People can read and compare the values and draw their own conclusions. And I am saying that without any consideration of the distros discussed, since I am impartial to distros, I like all distros I have tried.
This “study” almost certainly must have way deeper assumptions- and metrics- related problems to start with, so even finding myself having this argument is preposterous. But I am just pointing out the misapplication of critical thinking guideline, and this is a valid point which I insist everyone who relies on to consider, if you care about critical thinking at all.
No one said you are doing layman statistics, the pasted comment is from another discussion, provided here for context, and for very good reasons. It aligns with obvious misconceptions about statistics that should be pointed out. Probability and statistics are thorny subjects that nonetheless are inevitable in order to understand the world surrounding us, material, social, and economic, so yes I will nitpick here and call out the misapplication of canned critical thinking thought-terminating cliches.
This sounds valid. I wonder how many Scandinavians switched to Linux because of Windows 11.
Fair. You know these figures right out from the graph don’t you?
Ah the statistical significance, which as everybody knows is assessed …visually? Mic drop
BTW I have another comment here, totally irrelevant to this discussion, that I bring up statistical siGnifiCAnsE as an example of confident falsehood. Thanks for proving me right lol
Edit: here it is for context ( from https://lemmy.ml/post/17638298/12096466 )
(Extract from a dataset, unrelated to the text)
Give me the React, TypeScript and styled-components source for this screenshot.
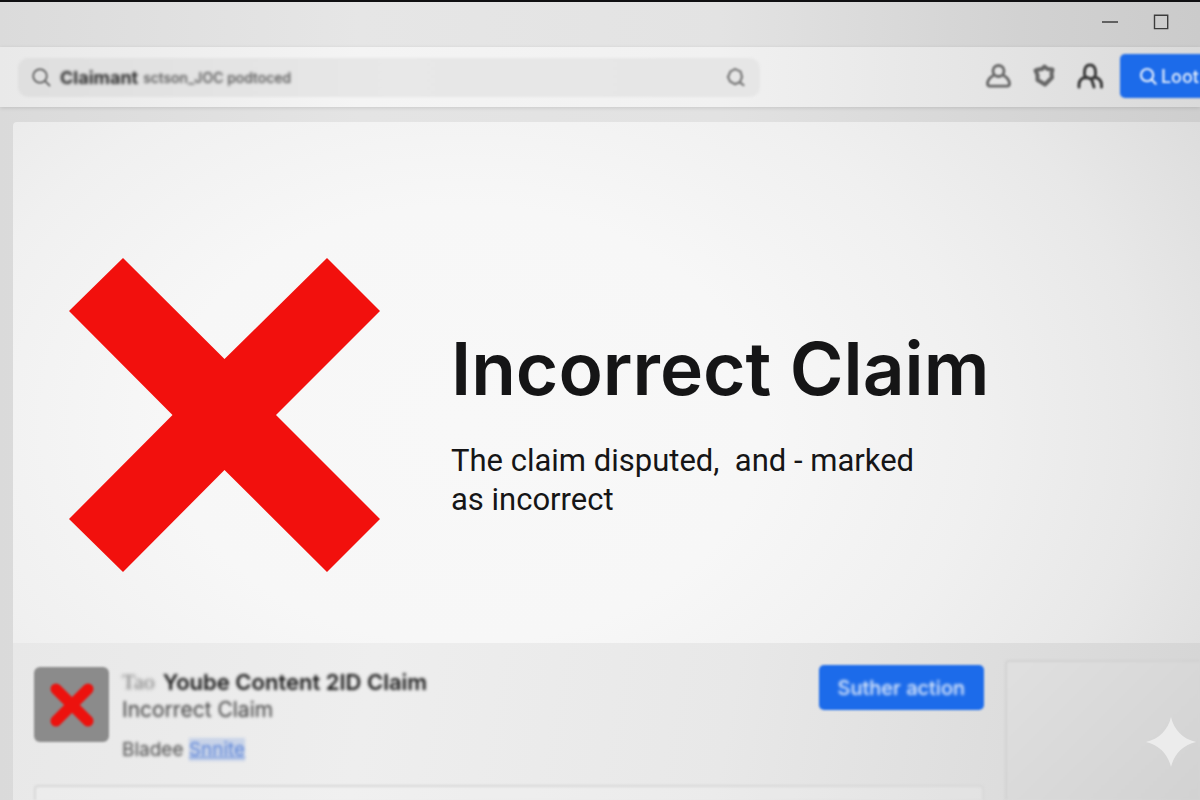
import React from "react";
import styled, { createGlobalStyle } from "styled-components";

const GlobalStyle = createGlobalStyle`
  * { box-sizing: border-box; }
  body { margin: 0; background: #d8d8d8; }
  button, input { font: inherit; }
`;

const Page = styled.div`
  position: relative;
  display: flex;
  flex-direction: column;
  min-height: 100vh;
  overflow: hidden;
  border-top: 2px solid #101012;
  background: linear-gradient(90deg, #dadada 0%, #e4e4e4 30%, #e2e2e2 60%, #cecece 100%);
  font-family: Inter, "Liberation Sans", sans-serif;
  color: #151516;
`;

const TitleBar = styled.header`
  display: flex;
  justify-content: flex-end;
  align-items: center;
  gap: 32px;
  height: 45px;
  padding: 0 29px 6px 0;
  background: linear-gradient(90deg, #dbdbdb 0%, #e6e6e6 30%, #e3e3e3 60%, #d2d2d2 85%, #cbcbcb 100%);
`;

const WindowButton = styled.button`
  display: flex;
  padding: 0;
  border: 0;
  background: none;
  color: #3c3c3c;
`;

const Toolbar = styled.div`
  display: flex;
  align-items: center;
  justify-content: space-between;
  gap: 24px;
  height: 60px;
  padding-left: 18px;
  background: linear-gradient(90deg, #e9e9e9 0%, #f4f4f4 30%, #f1f1f1 60%, #e3e3e3 85%, #dadada 100%);
  box-shadow: 0 1px 4px rgba(0, 0, 0, 0.12);
`;

const Search = styled.div`
  display: flex;
  flex: 0 1 742px;
  align-items: center;
  gap: 9px;
  height: 39px;
  padding: 0 13px;
  border-radius: 10px;
  background: linear-gradient(90deg, #dfdfdf, #e8e8e8 50%, #e6e6e6);
  color: #6c6c6c;
  filter: blur(1px);
`;

const SearchLabel = styled.label`
  font-size: 18px;
  font-weight: 700;
  color: #2e2e2e;
  filter: blur(1px);
`;

const SearchInput = styled.input`
  flex: 1;
  min-width: 0;
  margin-left: -4px;
  padding: 0;
  border: 0;
  outline: 0;
  background: none;
  color: #4c4c4c;
  font-size: 14px;
  font-weight: 500;
  filter: blur(1px);
`;

const Actions = styled.div`
  display: flex;
  align-items: center;
  gap: 16px;
  margin-right: -18px;
  padding-bottom: 2px;
`;

const IconGroup = styled.div`
  display: flex;
  gap: 18px;
  filter: blur(1px);
`;

const IconButton = styled.button<{ $dark?: boolean }>`
  display: flex;
  padding: 0;
  border: 0;
  background: none;
  color: ${(p) => (p.$dark ? "#3a3a3a" : "#666666")};
`;

const PrimaryButton = styled.button<{ $compact?: boolean }>`
  display: flex;
  align-items: center;
  gap: 4px;
  height: ${(p) => (p.$compact ? 44 : 45)}px;
  padding: 0 19px;
  border: 0;
  border-radius: 5px;
  background: #1c6bea;
  color: #e6effc;
  font-size: ${(p) => (p.$compact ? 18 : 20)}px;
  font-weight: 500;
  white-space: nowrap;
  filter: blur(1px);
`;

const Soft = styled.span`
  filter: blur(1px);
`;

const Content = styled.main`
  display: flex;
  flex: 1;
  flex-direction: column;
  margin: 15px 0 0 13px;
`;

const Hero = styled.section`
  display: flex;
  align-items: center;
  gap: 71px;
  min-height: 521px;
  padding: 64px 56px 0;
  border-top-left-radius: 4px;
  background: radial-gradient(ellipse 72% 120% at 38% 58%, #f8f8f8 0%, #f7f7f7 35%, #f0f0f0 60%, #e8e8e8 80%, #dcdcdc 100%);
`;

const HeroMark = styled.svg`
  flex: none;
  width: 311px;
  height: 314px;
`;

const HeroText = styled.div`
  padding-top: 14px;
`;

const HeroTitle = styled.h1`
  margin: 0;
  font-size: 73px;
  font-weight: 600;
  line-height: 88px;
`;

const HeroCopy = styled.p`
  margin: 28px 0 0;
  font-family: Roboto, sans-serif;
  font-size: 31px;
  line-height: 39px;
  white-space: pre-line;
`;

const Lower = styled.div`
  display: grid;
  flex: 1;
  grid-template-columns: minmax(0, 1fr) 195px;
  gap: 21px;
  padding-left: 21px;
  background: linear-gradient(100deg, #e8e8e8 0%, #eeeeee 30%, #e8e8e8 60%, #d5d5d5 100%);
`;

const Claim = styled.section`
  display: flex;
  flex-direction: column;
  padding-top: 22px;
`;

const ClaimRow = styled.div`
  display: flex;
  align-items: flex-start;
  gap: 13px;
  min-height: 120px;
`;

const Thumb = styled.div`
  display: flex;
  flex: none;
  align-items: center;
  justify-content: center;
  width: 75px;
  height: 75px;
  margin-top: 2px;
  border-radius: 6px;
  background: #8b8b8b;
  filter: blur(1px);
`;

const ClaimText = styled.div`
  flex: 1;
  padding-top: 3px;
  filter: blur(1px);
`;

const ClaimTitle = styled.h2`
  display: flex;
  gap: 8px;
  margin: 0;
  font-size: 22px;
  font-weight: 600;
  line-height: 28px;
  color: #161616;
  filter: blur(1px);
`;

const Faded = styled.span`
  font-family: "Liberation Serif", serif;
  font-weight: 400;
  color: #777777;
  filter: blur(1px);
`;

const ClaimStatus = styled.p`
  margin: 0;
  font-size: 21px;
  line-height: 28px;
  color: #3c3c3c;
  filter: blur(1px);
`;

const ClaimMeta = styled.p`
  margin: 12px 0 0;
  font-size: 19px;
  line-height: 28px;
  color: #4a4a4a;
  filter: blur(1px);
`;

const MetaLink = styled.a`
  color: #5a83d8;
  background: rgba(120, 155, 225, 0.3);
  text-decoration: underline;
`;

const Detail = styled.div`
  flex: 1;
  min-height: 15px;
  border: 2px solid #d8d8d8;
  border-bottom: 0;
  border-radius: 4px 4px 0 0;
  background: rgba(255, 255, 255, 0.15);
  filter: blur(1px);
`;

const Aside = styled.aside`
  margin-top: 17px;
  border: 2px solid #d2d2d2;
  border-width: 2px 0 0 2px;
  border-top-left-radius: 4px;
  background: linear-gradient(135deg, #e0e0e0, #d2d2d2);
  filter: blur(1px);
`;

const Sparkle = styled.svg`
  position: absolute;
  right: 4px;
  bottom: 33px;
  width: 50px;
  height: 50px;
`;

const SearchGlyph = ({ size, width = 2 }: { size: number; width?: number }) => (
  <svg width={size} height={size} viewBox="0 0 20 20" fill="none" stroke="currentColor" strokeWidth={width} strokeLinecap="round" aria-hidden="true">
    <circle cx="9" cy="9" r="6.8" />
    <path d="M14 14l4.5 4.5" />
  </svg>
);

export default function App() {
  return (
    <>
      <GlobalStyle />
      <Page>
        <TitleBar>
          <WindowButton aria-label="Minimize">
            <svg width="18" height="16" viewBox="0 0 18 16" stroke="currentColor" strokeWidth="1.5"><path d="M1 8h16" /></svg>
          </WindowButton>
          <WindowButton aria-label="Maximize">
            <svg width="20" height="16" viewBox="0 0 20 16" fill="none" stroke="currentColor" strokeWidth="1.4"><path d="M3.5 1.2h13.2v13.4h-13.2z" /></svg>
          </WindowButton>
        </TitleBar>
        <Toolbar>
          <Search>
            <SearchGlyph size={20} />
            <SearchLabel htmlFor="search">Claimant</SearchLabel>
            <SearchInput id="search" defaultValue="sctson_JOC podtoced" />
            <IconButton aria-label="Search">
              <svg width="22" height="22" viewBox="0 0 22 22" fill="none" stroke="currentColor" strokeWidth="2.4" strokeLinecap="round" opacity="0.8">
                <path d="M10 3l5.5 2.500 1.500 5.500-2 5-5 2.200-5-2.800-2-4.500 2.400-5.400z" />
                <path d="M15 16.500l3.500 2.600" />
              </svg>
            </IconButton>
          </Search>
          <Actions>
            <IconGroup>
              <IconButton aria-label="Account">
                <svg width="28" height="28" viewBox="0 0 28 28" fill="none" stroke="currentColor" strokeWidth="2.8" strokeLinejoin="round">
                  <circle cx="14.500" cy="9" r="5.500" />
                  <path d="M9.500 13.500C5.500 15.500 3.800 18 3.500 21.500c0 2 .8 2.700 2.500 2.700h17c1.700 0 2.500-.7 2.500-2.700-.3-3.500-2-6-6-8" />
                </svg>
              </IconButton>
              <IconButton aria-label="Settings">
                <svg width="28" height="28" viewBox="0 0 28 28" fill="none" stroke="currentColor" strokeLinejoin="round">
                  <path strokeWidth="4" d="M8.500 7.500l3.500-.5 2.500-2.500L17.500 7l5 .5-1 4 .5 4-3.500 3.500-3.500 3.500-4-2.500-3.500-2V13L5.500 8.500z" />
                </svg>
              </IconButton>
              <IconButton aria-label="Team" $dark>
                <svg width="28" height="28" viewBox="0 0 28 28" fill="none" stroke="currentColor" strokeWidth="3" strokeLinecap="round">
                  <path d="M9.500 16C7.500 11 8 3 14 3s6.500 8 4.500 13" />
                  <path d="M3 25v-2c0-4 3-7 7-8l5 2 3.500-2c4 1 7 4 7 8v2" />
                  <path d="M15.500 17L18 25" />
                </svg>
              </IconButton>
            </IconGroup>
            <PrimaryButton $compact>
              <SearchGlyph size={18} width={2.4} />
              Loot
            </PrimaryButton>
          </Actions>
        </Toolbar>
        <Content>
          <Hero>
            <HeroMark viewBox="0 0 311 314" aria-hidden="true">
              <path fill="#f2100d" d="M54 0l101.500 101L258 0l53 53-104 104 104 104-53 53-102.500-102L54 314 0 261l103.500-104L0 53z" />
            </HeroMark>
            <HeroText>
              <HeroTitle>Incorrect Claim</HeroTitle>
              <HeroCopy>{"The claim disputed, \u00a0and - marked\nas incorrect"}</HeroCopy>
            </HeroText>
          </Hero>
          <Lower>
            <Claim>
              <ClaimRow>
                <Thumb>
                  <svg width="48" height="48" viewBox="0 0 48 48" stroke="#ec120e" strokeWidth="11" strokeLinecap="round" aria-hidden="true">
                    <path d="M8 8l32 32M40 8L8 40" />
                  </svg>
                </Thumb>
                <ClaimText>
                  <ClaimTitle><Faded>Tao</Faded>Yoube Content 2ID Claim</ClaimTitle>
                  <ClaimStatus>Incorrect Claim</ClaimStatus>
                  <ClaimMeta>Bladee <MetaLink href="#">Snnite</MetaLink></ClaimMeta>
                </ClaimText>
                <PrimaryButton><Soft>Suther action</Soft></PrimaryButton>
              </ClaimRow>
              <Detail />
            </Claim>
            <Aside />
          </Lower>
        </Content>
        <Sparkle viewBox="0 0 50 50" aria-hidden="true">
          <path fill="#ececec" d="M25 0c3 13 12 22 25 25-13 3-22 12-25 25C22 37 13 28 0 25 13 22 22 13 25 0z" />
        </Sparkle>
      </Page>
    </>
  );
}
Layman statistics is not the hill I would die on. Otherwise (being guilty of the fallacy myself) I now think that making a subject mandatory school lesson will only make people more confidently incorrect about it, so this is another hill I won’t die on for probability and statistics. See for instance the widespread erroneous layman use of “statistical significance” (like “your sample of partners is not statistical significant”) you see it is a lost cause. They misinterpret it because they were taught it. Also professionals have been taught it and mess it up more than regularly to the point we can’t trust studies or sth any more. So the solution you suggest is teach more of it? Sounds a bit like the war on drugs.
The difference (in self-reported subjective happiness rating 1–10 too) is not as significant as the graphic implies visually
Ah here is another one. So what? It makes the difference more distinguishable, which also the graph denotes numerically. Otherwise all Linux distros users would appear too flat to make any difference interpretable.
The fact that there are at least two such comments around here shows why teaching anything in schools is doomed to fail.
Even critical thinking skills are applied in a canned, thought-terminating fashion, similar to how XX/XY chromosomes are considered the only reality, in overconfident falsehood.